== Short task ==
Check every line of the entries for "React", and copy the lines that hold it.

------ Data in this exercise

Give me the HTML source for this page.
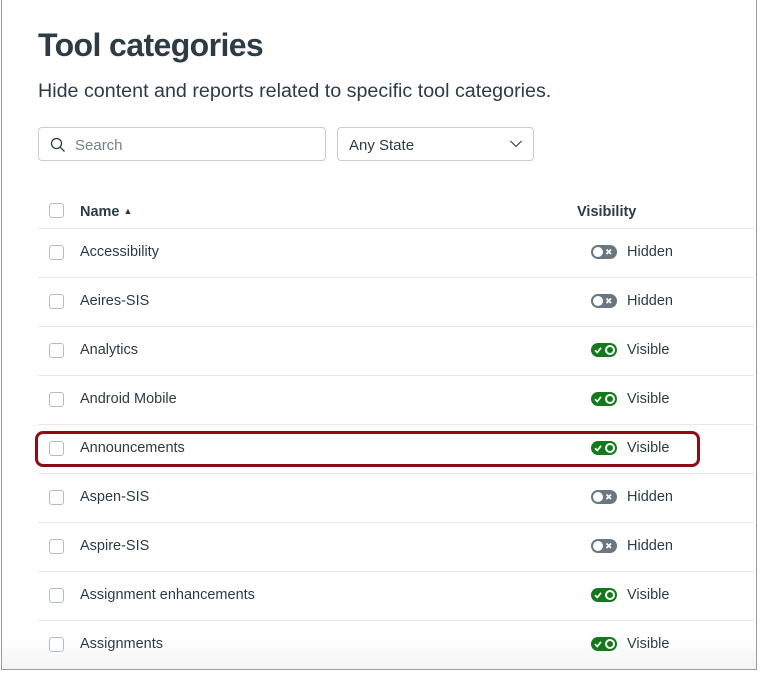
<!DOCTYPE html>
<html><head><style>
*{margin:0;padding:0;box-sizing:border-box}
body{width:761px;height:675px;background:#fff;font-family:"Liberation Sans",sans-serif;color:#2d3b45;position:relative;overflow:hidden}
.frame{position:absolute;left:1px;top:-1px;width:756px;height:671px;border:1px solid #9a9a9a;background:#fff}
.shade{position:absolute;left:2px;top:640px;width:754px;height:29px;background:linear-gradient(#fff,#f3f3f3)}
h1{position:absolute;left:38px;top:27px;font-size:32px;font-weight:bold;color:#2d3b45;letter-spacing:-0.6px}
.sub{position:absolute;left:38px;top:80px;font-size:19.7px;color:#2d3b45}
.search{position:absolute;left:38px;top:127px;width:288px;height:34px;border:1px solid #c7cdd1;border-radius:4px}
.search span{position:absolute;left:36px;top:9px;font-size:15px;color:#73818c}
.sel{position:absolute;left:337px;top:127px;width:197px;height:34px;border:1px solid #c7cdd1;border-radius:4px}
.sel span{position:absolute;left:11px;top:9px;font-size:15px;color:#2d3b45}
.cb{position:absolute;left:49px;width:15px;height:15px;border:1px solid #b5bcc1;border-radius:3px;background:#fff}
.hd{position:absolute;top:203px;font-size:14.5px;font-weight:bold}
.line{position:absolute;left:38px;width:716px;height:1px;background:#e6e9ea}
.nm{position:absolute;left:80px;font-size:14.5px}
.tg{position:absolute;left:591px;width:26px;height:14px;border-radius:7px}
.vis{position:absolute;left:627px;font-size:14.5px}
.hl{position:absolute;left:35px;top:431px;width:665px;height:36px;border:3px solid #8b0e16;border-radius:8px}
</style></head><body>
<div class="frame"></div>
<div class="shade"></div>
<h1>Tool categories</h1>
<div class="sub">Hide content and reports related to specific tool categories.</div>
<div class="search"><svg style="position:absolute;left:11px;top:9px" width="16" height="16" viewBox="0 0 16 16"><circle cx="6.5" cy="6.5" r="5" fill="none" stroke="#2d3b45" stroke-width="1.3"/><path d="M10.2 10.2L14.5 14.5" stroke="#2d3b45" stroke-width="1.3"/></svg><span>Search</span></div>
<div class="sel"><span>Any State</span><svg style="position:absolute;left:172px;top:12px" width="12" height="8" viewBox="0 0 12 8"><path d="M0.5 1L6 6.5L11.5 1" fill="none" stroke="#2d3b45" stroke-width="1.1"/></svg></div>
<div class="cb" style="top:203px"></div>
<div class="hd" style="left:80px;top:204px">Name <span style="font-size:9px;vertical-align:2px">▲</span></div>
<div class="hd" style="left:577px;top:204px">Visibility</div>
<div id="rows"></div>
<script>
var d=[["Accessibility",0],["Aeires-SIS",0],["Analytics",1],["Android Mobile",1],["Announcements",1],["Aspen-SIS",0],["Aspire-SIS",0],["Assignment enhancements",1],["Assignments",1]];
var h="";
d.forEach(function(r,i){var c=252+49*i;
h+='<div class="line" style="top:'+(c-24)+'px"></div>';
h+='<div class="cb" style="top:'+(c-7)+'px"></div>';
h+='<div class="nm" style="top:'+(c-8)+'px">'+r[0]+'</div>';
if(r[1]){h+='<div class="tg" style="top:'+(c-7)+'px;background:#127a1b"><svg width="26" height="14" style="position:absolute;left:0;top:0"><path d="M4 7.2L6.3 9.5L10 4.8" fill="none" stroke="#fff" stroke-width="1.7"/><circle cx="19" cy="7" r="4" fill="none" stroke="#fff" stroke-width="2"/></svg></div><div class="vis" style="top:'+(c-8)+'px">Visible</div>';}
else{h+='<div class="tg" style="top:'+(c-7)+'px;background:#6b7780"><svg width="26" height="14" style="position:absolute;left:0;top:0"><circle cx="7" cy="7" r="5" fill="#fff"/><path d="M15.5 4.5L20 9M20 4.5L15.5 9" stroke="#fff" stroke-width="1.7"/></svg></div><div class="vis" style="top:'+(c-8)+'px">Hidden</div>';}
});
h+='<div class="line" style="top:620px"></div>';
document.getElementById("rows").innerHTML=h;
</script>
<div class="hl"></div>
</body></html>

------------
------ Data in this exercise

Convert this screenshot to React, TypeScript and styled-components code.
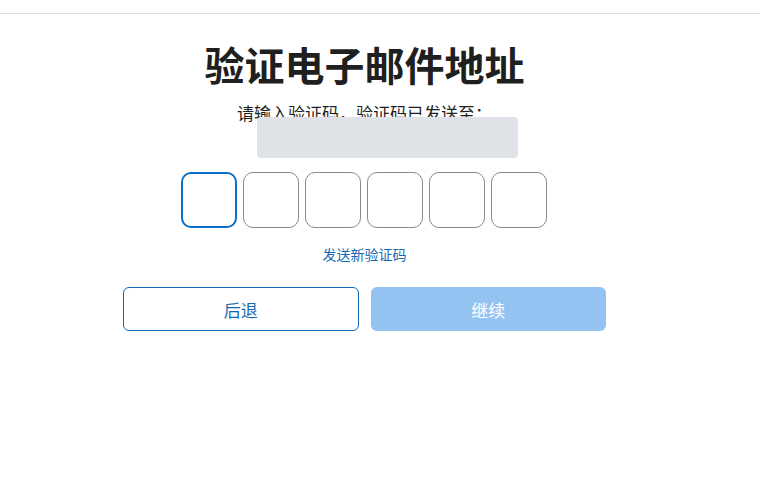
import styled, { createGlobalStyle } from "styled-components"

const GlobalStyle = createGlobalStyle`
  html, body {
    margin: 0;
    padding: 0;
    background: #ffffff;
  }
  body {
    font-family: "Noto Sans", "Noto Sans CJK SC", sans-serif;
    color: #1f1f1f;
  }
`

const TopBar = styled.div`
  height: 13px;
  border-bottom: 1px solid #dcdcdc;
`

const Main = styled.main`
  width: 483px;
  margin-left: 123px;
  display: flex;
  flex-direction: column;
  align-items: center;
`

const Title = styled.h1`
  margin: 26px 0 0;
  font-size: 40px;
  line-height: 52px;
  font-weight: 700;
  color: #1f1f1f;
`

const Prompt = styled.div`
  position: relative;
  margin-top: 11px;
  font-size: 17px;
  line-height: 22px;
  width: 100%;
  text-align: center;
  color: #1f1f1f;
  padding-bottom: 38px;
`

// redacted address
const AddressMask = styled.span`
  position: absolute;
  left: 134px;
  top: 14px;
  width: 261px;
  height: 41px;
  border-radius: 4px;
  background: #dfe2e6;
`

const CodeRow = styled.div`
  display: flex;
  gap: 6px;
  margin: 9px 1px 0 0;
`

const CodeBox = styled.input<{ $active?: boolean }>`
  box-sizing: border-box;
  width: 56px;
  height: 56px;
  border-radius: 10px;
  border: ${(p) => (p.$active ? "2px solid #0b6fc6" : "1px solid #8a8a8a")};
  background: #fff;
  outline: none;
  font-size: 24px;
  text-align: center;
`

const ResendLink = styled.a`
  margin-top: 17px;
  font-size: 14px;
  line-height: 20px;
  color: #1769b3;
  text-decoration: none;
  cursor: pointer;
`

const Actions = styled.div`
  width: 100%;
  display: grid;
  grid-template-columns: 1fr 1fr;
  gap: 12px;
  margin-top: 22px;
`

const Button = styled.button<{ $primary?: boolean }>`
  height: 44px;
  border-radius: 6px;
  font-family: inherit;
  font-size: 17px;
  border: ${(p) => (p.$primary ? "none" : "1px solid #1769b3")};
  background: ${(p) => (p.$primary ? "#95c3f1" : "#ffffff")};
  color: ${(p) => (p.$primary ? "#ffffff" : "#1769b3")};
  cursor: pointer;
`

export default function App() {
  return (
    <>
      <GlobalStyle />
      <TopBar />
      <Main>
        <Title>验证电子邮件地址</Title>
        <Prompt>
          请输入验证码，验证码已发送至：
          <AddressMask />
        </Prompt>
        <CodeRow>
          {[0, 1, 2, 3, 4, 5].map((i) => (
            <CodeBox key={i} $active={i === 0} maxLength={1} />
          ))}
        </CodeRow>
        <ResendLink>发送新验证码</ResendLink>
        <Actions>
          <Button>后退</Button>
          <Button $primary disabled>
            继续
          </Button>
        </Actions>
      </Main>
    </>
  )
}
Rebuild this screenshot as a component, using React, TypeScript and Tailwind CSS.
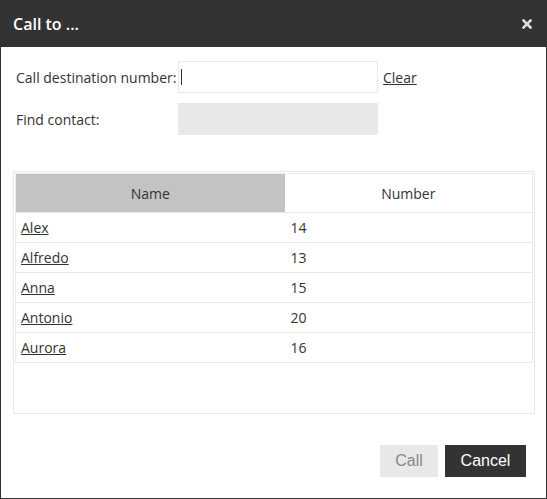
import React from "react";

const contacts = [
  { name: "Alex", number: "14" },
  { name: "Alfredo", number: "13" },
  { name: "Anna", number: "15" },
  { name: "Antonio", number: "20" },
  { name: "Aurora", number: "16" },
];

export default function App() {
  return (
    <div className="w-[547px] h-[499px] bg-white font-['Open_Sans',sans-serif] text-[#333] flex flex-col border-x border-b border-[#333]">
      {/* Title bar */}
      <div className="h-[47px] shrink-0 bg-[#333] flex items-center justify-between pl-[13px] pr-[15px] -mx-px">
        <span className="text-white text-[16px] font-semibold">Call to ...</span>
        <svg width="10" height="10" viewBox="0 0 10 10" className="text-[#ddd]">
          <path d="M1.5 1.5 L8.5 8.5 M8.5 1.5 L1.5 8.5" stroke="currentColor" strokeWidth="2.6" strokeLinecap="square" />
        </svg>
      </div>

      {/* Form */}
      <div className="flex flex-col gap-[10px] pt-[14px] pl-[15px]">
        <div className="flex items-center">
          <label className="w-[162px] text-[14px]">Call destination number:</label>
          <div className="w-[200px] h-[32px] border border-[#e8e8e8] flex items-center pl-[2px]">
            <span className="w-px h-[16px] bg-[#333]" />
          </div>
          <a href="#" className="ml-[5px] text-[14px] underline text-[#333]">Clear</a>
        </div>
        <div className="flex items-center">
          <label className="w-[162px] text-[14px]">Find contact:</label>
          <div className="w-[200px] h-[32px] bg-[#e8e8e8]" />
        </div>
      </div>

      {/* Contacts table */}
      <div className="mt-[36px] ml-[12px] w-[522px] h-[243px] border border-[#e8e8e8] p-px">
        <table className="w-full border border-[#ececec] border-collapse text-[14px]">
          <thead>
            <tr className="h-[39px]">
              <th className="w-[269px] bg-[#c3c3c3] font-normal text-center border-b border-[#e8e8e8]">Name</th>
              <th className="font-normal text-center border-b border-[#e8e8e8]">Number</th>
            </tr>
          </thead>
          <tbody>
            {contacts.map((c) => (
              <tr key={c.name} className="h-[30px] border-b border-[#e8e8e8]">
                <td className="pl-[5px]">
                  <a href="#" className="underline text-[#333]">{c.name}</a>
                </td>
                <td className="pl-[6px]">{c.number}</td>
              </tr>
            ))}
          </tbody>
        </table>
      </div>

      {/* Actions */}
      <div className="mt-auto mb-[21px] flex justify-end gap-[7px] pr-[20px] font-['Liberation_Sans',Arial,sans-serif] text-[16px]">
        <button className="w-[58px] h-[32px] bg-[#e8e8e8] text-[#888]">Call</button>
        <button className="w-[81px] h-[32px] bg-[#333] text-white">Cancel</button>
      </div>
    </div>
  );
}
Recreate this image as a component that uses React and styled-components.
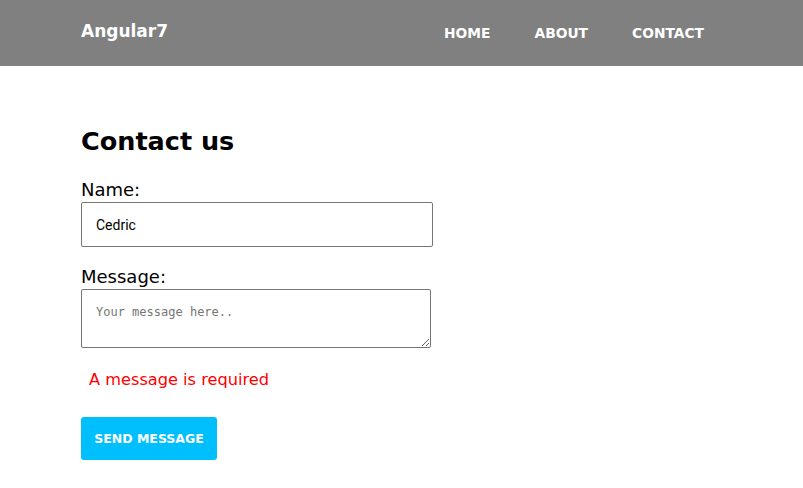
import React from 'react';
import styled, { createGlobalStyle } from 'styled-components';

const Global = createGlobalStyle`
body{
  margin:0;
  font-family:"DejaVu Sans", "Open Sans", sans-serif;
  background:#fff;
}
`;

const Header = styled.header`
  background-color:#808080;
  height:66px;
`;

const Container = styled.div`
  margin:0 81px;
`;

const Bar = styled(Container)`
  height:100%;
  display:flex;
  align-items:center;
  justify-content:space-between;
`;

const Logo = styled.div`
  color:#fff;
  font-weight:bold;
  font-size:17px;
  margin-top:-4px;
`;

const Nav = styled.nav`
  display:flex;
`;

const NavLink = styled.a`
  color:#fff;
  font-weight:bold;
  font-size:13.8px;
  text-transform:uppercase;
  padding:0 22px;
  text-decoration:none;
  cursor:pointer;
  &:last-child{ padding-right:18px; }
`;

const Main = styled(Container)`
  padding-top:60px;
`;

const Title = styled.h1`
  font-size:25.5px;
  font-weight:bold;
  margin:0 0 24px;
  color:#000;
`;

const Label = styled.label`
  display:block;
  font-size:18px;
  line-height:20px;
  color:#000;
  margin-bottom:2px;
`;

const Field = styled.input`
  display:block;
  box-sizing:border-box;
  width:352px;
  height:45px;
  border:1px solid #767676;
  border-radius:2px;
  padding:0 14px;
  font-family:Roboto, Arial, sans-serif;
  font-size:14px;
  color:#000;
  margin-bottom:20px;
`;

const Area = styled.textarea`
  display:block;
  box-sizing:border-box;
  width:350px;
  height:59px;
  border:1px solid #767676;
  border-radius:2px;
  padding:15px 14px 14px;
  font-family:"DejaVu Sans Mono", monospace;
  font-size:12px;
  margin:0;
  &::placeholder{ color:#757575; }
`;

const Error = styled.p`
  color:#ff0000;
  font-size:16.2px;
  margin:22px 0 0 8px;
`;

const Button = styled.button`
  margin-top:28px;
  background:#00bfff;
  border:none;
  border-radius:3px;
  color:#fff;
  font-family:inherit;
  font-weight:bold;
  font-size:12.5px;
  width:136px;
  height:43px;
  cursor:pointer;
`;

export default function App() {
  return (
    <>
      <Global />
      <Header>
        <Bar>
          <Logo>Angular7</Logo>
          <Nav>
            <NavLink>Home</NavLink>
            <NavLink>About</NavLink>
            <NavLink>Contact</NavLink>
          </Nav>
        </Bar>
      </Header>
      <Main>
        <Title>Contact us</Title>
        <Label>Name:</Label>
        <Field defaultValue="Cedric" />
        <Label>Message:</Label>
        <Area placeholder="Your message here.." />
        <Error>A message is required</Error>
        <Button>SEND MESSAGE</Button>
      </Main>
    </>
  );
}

------------
------ Data in this exercise

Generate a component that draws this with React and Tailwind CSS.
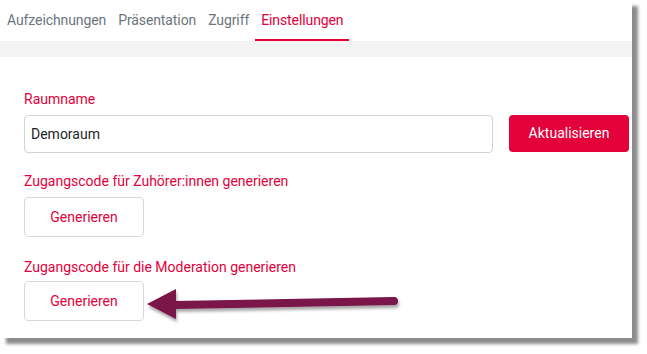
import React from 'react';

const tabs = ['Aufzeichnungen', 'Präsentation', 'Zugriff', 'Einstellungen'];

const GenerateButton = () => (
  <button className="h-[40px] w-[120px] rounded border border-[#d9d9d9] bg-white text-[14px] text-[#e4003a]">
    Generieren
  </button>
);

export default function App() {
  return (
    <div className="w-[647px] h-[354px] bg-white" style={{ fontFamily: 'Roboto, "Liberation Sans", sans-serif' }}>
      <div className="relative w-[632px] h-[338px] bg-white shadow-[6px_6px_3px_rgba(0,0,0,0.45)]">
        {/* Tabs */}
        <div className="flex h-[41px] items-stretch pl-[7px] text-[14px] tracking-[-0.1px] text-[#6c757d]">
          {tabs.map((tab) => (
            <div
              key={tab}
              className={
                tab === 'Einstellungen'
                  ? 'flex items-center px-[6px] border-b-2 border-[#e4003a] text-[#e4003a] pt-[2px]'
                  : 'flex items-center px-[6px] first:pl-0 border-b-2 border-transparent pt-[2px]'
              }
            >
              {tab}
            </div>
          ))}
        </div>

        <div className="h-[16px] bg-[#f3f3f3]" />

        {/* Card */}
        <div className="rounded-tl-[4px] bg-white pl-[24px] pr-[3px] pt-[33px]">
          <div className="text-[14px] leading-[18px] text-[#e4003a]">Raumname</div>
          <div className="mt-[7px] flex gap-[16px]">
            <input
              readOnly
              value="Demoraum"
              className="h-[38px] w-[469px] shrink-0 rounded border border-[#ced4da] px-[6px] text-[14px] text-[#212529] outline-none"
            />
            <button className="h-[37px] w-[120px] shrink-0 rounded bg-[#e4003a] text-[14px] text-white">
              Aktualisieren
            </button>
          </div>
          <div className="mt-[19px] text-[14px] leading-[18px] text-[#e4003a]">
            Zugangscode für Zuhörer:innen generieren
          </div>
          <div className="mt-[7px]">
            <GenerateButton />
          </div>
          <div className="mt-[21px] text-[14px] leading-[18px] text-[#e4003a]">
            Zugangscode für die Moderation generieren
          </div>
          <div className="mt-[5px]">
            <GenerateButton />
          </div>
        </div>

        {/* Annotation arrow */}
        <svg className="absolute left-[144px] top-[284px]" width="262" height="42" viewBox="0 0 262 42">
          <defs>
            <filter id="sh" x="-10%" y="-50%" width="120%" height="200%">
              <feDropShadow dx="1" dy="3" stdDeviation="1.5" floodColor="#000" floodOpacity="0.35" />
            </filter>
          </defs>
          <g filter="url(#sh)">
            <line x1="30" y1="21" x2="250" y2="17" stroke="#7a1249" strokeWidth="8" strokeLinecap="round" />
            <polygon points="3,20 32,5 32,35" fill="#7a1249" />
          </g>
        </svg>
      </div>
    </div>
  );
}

------------

== Response to this exercise ==
Convert this screenshot to React, TypeScript and styled-components code.
Rebuild this screenshot as a component, using React, TypeScript and Tailwind CSS.
import React from "react";
Recreate this image as a component that uses React and styled-components.
import React from 'react';
Generate a component that draws this with React and Tailwind CSS.
import React from 'react';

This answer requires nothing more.